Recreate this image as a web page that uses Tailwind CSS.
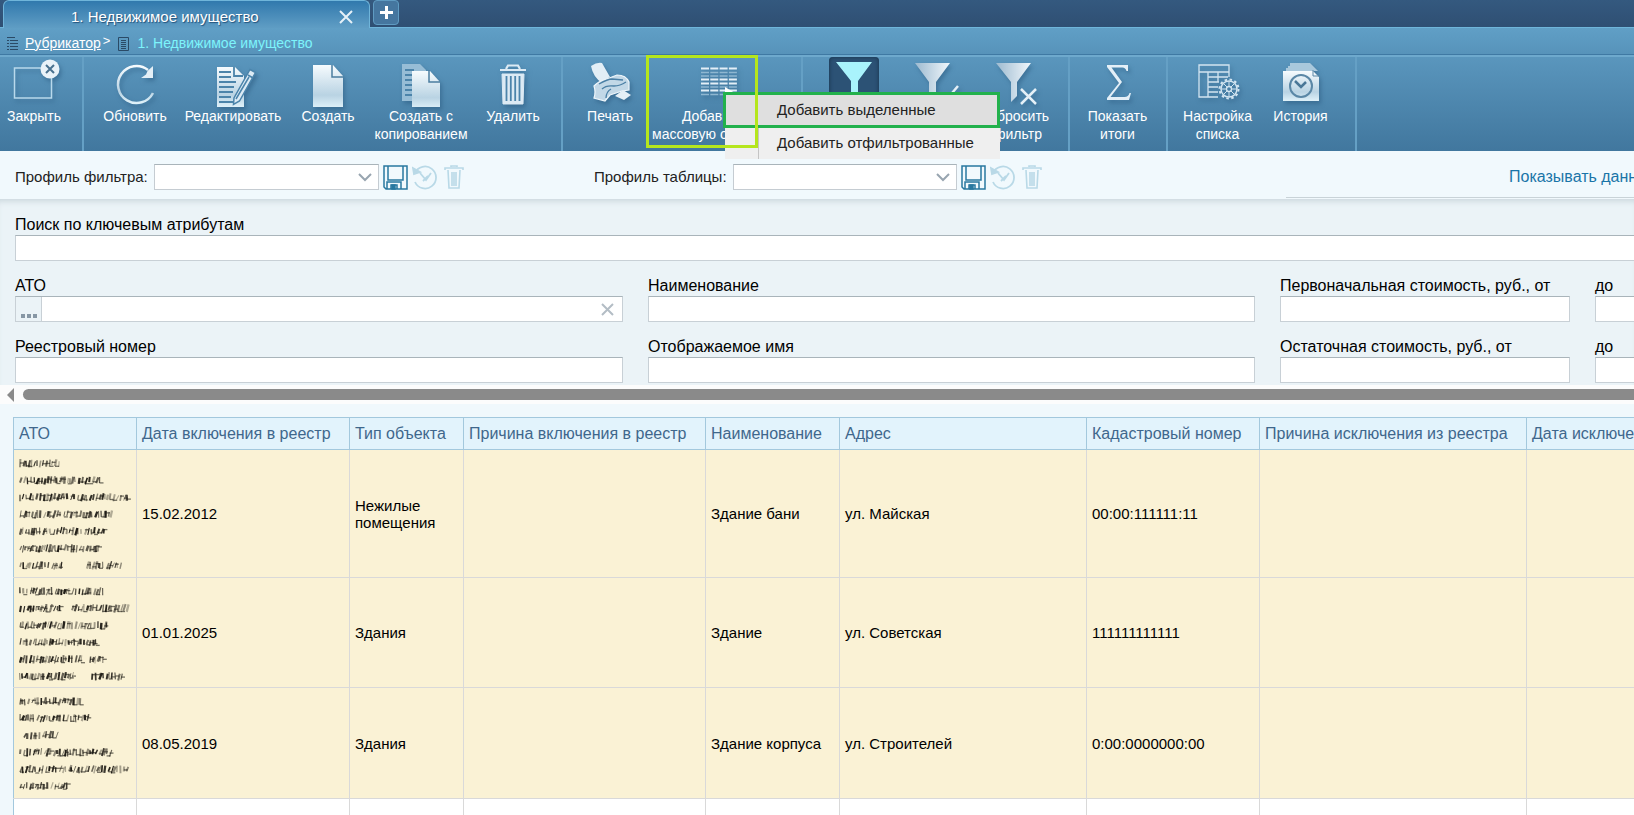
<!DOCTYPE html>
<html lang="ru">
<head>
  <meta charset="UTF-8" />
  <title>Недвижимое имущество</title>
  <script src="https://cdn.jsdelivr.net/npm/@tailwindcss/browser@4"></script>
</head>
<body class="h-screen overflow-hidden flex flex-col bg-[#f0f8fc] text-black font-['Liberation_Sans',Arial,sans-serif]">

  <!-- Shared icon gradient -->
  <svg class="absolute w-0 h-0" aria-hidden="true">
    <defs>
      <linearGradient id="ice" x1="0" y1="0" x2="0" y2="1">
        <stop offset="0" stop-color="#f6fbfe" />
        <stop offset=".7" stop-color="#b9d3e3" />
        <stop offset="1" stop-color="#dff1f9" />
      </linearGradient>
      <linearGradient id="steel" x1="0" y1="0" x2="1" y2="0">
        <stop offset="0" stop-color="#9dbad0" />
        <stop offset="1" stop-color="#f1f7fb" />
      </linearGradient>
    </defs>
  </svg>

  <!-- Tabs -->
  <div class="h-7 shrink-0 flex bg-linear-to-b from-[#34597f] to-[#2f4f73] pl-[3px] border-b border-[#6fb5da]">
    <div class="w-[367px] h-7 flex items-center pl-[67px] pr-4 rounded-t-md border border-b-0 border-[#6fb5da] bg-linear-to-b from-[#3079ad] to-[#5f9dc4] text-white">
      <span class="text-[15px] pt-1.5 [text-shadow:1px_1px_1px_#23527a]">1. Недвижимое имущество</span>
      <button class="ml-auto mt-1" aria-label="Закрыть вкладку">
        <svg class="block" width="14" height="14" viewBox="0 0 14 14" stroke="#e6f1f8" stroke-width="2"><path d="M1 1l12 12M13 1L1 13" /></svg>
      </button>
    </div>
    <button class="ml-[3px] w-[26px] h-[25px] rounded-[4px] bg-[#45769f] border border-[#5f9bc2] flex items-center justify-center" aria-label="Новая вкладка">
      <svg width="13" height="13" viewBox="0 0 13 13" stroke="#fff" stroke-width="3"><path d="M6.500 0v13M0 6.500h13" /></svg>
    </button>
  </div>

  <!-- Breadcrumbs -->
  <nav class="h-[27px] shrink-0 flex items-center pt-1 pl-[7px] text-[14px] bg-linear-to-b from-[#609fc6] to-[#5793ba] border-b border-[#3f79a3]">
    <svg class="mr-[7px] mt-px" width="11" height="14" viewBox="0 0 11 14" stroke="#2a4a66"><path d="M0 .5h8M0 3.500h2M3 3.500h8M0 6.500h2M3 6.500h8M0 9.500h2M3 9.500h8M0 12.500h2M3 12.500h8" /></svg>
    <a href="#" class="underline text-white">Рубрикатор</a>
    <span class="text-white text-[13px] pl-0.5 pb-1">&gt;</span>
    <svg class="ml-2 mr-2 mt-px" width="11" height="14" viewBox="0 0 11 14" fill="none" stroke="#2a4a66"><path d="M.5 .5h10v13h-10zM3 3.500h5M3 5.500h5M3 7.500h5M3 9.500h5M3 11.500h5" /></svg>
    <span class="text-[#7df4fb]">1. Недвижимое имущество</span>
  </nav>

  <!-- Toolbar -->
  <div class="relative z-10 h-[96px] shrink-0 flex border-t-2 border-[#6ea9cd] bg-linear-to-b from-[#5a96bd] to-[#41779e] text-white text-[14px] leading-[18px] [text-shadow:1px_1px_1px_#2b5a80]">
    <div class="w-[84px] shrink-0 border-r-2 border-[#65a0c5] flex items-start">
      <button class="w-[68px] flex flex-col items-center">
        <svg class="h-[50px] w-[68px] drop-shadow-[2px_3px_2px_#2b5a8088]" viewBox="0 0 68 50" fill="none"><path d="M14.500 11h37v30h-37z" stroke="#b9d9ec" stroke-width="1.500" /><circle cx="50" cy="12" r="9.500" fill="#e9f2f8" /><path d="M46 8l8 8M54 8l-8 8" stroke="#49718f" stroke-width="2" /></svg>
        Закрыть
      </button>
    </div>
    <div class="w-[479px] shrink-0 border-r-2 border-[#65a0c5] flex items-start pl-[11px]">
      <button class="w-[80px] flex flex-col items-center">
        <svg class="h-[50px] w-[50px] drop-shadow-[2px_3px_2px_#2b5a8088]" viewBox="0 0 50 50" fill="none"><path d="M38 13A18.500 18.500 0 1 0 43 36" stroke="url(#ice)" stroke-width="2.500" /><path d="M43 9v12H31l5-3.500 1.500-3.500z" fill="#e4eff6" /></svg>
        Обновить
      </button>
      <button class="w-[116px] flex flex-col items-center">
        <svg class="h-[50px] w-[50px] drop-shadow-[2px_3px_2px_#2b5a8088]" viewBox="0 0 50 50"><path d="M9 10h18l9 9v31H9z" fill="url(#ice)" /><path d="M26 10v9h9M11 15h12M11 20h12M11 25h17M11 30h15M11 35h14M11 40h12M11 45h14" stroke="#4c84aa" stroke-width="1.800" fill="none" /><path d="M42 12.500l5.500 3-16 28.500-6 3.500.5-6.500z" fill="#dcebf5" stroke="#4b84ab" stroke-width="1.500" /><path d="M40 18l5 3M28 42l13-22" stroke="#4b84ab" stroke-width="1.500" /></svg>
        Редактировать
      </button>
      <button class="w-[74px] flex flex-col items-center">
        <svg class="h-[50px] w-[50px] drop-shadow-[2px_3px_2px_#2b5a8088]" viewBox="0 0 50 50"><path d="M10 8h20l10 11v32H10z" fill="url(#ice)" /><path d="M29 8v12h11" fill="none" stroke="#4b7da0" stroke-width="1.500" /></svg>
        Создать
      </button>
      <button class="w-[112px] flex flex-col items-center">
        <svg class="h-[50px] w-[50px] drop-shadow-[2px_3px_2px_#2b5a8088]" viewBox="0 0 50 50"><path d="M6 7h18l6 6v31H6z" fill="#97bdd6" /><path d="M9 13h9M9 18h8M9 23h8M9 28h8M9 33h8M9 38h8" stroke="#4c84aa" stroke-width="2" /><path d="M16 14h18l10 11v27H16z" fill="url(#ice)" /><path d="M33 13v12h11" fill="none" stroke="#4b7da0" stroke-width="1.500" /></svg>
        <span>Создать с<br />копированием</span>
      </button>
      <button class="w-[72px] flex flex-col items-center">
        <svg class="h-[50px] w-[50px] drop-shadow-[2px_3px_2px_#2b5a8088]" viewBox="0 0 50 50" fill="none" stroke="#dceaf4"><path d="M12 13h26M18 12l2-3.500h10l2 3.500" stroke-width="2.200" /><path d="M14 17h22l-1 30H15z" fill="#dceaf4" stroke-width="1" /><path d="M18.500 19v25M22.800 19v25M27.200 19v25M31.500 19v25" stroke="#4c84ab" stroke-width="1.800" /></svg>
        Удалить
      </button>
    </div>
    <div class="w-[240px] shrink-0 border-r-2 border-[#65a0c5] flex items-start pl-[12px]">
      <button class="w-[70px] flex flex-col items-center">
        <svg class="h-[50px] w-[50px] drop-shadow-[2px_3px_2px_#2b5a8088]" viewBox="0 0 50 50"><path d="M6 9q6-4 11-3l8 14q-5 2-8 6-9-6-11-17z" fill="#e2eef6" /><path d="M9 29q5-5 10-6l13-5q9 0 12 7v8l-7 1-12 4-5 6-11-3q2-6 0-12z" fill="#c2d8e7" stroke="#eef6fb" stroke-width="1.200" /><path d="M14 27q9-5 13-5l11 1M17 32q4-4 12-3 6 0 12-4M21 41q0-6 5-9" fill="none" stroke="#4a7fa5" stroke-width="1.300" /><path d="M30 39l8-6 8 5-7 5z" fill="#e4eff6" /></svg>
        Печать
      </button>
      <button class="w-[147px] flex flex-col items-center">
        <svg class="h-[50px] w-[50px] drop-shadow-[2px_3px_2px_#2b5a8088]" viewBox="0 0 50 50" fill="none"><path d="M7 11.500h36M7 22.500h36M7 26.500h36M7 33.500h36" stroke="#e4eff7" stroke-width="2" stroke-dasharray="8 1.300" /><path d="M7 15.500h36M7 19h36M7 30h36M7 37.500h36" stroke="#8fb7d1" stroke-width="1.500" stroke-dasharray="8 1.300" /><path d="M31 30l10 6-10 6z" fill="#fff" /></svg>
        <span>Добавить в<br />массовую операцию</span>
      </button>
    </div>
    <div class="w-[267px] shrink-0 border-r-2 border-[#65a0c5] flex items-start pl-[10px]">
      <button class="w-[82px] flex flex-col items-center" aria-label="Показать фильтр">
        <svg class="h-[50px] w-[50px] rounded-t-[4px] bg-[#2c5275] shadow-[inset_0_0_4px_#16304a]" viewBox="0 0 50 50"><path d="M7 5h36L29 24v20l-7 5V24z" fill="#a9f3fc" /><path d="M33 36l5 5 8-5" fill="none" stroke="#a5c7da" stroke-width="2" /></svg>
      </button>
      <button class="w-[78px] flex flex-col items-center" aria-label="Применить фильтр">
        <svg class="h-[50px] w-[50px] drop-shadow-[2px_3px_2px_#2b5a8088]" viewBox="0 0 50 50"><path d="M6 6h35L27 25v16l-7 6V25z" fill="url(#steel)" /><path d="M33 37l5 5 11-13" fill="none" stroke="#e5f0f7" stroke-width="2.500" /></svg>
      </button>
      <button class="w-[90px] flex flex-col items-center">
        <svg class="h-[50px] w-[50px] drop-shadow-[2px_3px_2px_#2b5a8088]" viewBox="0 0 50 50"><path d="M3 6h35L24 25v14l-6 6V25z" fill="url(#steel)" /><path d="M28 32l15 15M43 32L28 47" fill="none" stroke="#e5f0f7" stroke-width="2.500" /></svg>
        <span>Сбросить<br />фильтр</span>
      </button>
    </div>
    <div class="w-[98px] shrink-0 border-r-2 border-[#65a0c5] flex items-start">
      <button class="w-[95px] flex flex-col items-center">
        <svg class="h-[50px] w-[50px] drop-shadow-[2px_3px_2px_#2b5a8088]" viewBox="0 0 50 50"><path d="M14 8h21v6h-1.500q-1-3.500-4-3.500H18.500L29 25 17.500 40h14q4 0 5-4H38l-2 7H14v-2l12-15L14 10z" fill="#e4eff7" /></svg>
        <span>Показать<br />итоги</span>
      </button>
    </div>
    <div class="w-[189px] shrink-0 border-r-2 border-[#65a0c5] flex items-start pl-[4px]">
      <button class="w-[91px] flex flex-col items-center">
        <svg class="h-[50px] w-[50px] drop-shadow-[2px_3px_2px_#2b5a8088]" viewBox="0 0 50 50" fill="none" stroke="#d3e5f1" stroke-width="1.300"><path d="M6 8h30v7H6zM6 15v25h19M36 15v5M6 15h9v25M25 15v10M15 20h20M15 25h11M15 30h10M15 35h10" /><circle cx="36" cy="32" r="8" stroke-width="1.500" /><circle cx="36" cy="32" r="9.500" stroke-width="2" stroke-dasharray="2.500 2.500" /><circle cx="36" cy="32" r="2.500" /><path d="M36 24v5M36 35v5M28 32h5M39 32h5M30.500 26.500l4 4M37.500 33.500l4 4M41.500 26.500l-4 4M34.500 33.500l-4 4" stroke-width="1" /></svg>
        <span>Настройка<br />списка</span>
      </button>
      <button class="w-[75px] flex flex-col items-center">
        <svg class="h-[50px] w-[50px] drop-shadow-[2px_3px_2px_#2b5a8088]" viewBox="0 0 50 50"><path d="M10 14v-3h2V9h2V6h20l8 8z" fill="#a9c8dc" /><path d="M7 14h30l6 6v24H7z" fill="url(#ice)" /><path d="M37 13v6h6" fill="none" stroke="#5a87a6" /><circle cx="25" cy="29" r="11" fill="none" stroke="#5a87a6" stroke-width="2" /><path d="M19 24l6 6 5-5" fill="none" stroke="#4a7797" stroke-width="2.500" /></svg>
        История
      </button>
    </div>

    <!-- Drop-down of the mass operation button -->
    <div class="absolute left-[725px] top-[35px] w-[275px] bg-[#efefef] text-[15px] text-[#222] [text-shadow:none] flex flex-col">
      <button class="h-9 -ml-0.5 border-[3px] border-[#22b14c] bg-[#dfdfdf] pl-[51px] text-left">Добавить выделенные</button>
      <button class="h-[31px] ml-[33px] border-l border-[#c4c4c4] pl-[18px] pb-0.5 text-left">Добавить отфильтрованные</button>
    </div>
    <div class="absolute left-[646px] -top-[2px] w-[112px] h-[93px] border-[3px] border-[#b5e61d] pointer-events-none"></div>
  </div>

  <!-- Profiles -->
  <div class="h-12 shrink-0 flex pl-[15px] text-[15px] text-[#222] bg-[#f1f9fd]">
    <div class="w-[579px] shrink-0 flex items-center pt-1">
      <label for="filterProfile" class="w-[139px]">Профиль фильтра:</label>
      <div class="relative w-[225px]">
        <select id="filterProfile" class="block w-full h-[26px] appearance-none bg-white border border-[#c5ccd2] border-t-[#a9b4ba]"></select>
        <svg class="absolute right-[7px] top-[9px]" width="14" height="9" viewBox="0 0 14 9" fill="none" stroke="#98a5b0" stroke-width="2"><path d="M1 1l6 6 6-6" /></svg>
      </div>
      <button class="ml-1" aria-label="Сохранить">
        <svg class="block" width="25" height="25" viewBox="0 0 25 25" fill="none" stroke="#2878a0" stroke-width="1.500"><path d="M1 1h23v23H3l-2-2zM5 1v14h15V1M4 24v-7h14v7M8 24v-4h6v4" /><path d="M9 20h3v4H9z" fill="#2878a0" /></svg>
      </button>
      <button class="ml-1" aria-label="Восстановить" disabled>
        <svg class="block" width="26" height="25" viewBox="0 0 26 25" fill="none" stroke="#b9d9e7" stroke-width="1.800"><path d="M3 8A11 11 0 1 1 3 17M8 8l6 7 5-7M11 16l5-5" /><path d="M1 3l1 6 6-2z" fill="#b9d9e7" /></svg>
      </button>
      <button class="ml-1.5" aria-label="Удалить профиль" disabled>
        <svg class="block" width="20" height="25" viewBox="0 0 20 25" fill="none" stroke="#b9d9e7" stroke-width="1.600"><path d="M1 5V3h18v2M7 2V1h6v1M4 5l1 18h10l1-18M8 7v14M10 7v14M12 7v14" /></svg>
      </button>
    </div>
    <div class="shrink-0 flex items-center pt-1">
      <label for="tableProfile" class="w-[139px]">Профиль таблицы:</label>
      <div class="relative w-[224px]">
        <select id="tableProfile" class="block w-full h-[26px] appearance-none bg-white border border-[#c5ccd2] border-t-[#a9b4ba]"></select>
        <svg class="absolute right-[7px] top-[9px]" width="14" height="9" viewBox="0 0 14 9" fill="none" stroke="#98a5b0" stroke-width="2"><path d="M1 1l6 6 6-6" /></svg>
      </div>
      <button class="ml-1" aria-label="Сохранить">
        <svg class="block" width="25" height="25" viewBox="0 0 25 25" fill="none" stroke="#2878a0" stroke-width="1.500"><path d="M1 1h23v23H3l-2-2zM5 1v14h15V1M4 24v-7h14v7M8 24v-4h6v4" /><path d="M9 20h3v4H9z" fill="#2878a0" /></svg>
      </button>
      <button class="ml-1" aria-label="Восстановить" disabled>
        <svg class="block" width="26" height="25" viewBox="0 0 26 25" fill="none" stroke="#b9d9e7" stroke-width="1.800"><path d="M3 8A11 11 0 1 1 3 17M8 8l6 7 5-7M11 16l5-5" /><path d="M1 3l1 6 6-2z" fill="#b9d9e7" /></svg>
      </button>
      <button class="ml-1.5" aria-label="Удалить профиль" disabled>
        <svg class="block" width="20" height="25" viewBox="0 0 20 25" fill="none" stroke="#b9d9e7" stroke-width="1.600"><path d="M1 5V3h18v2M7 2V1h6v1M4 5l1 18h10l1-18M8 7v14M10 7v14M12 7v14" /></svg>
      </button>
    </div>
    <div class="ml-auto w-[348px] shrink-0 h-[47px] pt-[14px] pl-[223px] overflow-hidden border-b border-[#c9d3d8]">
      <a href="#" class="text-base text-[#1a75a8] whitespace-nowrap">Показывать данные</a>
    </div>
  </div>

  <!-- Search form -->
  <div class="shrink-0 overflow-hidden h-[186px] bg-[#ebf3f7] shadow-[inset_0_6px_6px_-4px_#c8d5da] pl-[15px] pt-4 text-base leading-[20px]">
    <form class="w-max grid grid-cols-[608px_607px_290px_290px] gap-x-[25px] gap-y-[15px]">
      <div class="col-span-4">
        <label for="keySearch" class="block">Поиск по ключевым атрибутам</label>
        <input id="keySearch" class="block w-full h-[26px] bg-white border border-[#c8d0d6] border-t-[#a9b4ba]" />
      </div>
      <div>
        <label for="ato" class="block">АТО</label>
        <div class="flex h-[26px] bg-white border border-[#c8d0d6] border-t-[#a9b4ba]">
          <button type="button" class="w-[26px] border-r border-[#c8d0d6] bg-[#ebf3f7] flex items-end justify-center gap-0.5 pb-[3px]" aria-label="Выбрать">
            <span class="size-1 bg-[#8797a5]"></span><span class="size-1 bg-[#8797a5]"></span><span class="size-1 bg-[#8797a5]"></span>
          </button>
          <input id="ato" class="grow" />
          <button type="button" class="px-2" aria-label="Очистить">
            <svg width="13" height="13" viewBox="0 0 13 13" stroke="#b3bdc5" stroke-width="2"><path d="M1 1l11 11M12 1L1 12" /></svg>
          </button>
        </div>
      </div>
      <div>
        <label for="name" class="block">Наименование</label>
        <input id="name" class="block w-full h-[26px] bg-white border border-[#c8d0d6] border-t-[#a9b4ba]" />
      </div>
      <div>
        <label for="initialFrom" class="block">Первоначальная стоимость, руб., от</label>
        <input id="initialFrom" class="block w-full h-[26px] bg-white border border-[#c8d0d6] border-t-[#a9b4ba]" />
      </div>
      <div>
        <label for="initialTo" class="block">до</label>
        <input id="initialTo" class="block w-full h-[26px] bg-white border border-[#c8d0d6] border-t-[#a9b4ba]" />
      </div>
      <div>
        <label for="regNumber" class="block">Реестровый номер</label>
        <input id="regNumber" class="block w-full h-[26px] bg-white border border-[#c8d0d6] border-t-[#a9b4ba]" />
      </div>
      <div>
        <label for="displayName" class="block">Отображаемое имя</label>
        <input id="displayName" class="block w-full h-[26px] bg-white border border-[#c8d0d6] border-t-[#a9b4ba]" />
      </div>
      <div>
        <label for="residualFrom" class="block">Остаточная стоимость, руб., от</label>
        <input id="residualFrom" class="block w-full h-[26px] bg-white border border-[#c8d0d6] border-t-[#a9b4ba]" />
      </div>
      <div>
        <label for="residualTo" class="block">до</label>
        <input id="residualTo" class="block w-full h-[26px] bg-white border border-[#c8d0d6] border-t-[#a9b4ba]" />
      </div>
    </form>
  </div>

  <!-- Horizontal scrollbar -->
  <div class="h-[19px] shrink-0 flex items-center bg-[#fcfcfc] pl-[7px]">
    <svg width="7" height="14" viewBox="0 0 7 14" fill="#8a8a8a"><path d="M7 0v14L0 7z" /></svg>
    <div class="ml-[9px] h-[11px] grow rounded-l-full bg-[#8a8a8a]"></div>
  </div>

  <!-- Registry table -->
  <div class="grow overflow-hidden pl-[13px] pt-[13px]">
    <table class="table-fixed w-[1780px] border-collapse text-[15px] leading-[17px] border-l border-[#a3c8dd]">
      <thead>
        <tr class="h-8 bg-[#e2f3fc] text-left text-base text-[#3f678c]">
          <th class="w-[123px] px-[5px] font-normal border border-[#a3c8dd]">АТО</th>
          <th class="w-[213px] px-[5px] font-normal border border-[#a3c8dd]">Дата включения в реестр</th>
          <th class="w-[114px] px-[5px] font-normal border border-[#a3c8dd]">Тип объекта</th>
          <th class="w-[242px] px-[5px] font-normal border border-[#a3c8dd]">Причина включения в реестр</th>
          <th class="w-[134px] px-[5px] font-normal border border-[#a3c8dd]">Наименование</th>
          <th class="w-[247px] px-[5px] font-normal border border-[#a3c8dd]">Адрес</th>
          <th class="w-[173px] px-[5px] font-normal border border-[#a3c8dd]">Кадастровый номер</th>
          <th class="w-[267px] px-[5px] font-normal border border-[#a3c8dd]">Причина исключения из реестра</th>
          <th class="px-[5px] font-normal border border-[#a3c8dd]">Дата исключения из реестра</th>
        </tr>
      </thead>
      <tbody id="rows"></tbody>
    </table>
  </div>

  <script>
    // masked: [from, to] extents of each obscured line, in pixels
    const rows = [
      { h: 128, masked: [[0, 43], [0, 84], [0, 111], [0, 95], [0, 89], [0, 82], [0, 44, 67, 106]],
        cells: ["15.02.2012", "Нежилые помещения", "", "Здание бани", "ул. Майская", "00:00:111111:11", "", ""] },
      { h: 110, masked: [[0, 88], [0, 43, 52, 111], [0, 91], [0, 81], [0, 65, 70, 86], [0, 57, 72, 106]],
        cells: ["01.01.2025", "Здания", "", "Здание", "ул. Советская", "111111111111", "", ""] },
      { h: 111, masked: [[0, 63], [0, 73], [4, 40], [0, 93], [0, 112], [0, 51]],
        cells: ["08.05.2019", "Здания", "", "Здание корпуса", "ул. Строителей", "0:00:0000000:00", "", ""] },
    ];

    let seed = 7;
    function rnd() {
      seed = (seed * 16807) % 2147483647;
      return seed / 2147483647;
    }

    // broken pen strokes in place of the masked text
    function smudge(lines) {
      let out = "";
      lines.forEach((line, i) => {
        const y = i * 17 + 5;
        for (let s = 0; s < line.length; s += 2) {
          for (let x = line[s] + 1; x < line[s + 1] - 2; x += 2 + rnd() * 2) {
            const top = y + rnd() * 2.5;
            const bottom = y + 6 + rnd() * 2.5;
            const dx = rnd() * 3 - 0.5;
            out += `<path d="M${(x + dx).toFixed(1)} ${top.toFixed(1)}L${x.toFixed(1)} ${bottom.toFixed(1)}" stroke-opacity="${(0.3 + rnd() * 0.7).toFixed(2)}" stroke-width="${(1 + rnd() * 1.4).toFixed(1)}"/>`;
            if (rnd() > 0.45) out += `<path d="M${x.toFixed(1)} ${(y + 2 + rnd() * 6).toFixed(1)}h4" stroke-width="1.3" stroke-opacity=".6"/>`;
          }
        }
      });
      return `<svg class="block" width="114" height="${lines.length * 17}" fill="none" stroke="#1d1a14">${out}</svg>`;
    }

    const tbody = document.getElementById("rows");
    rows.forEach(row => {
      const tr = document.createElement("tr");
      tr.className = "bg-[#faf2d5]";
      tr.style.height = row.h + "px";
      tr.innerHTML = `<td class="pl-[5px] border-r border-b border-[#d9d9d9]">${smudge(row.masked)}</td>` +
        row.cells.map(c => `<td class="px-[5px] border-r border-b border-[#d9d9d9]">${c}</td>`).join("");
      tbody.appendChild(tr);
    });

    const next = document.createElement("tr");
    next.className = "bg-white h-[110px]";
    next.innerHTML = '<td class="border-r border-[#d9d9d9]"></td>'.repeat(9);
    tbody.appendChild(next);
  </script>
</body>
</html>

_Exercise objective_: Return only the lines running from the top of the data to the line that holds "overflow-hidden flex flex-col". Include both of those lines, but skip the pictures.

_Written solution_:
Recreate this image as a web page that uses Tailwind CSS.
<!DOCTYPE html>
<html lang="ru">
<head>
  <meta charset="UTF-8" />
  <title>Недвижимое имущество</title>
  <script src="https://cdn.jsdelivr.net/npm/@tailwindcss/browser@4"></script>
</head>
<body class="h-screen overflow-hidden flex flex-col bg-[#f0f8fc] text-black font-['Liberation_Sans',Arial,sans-serif]">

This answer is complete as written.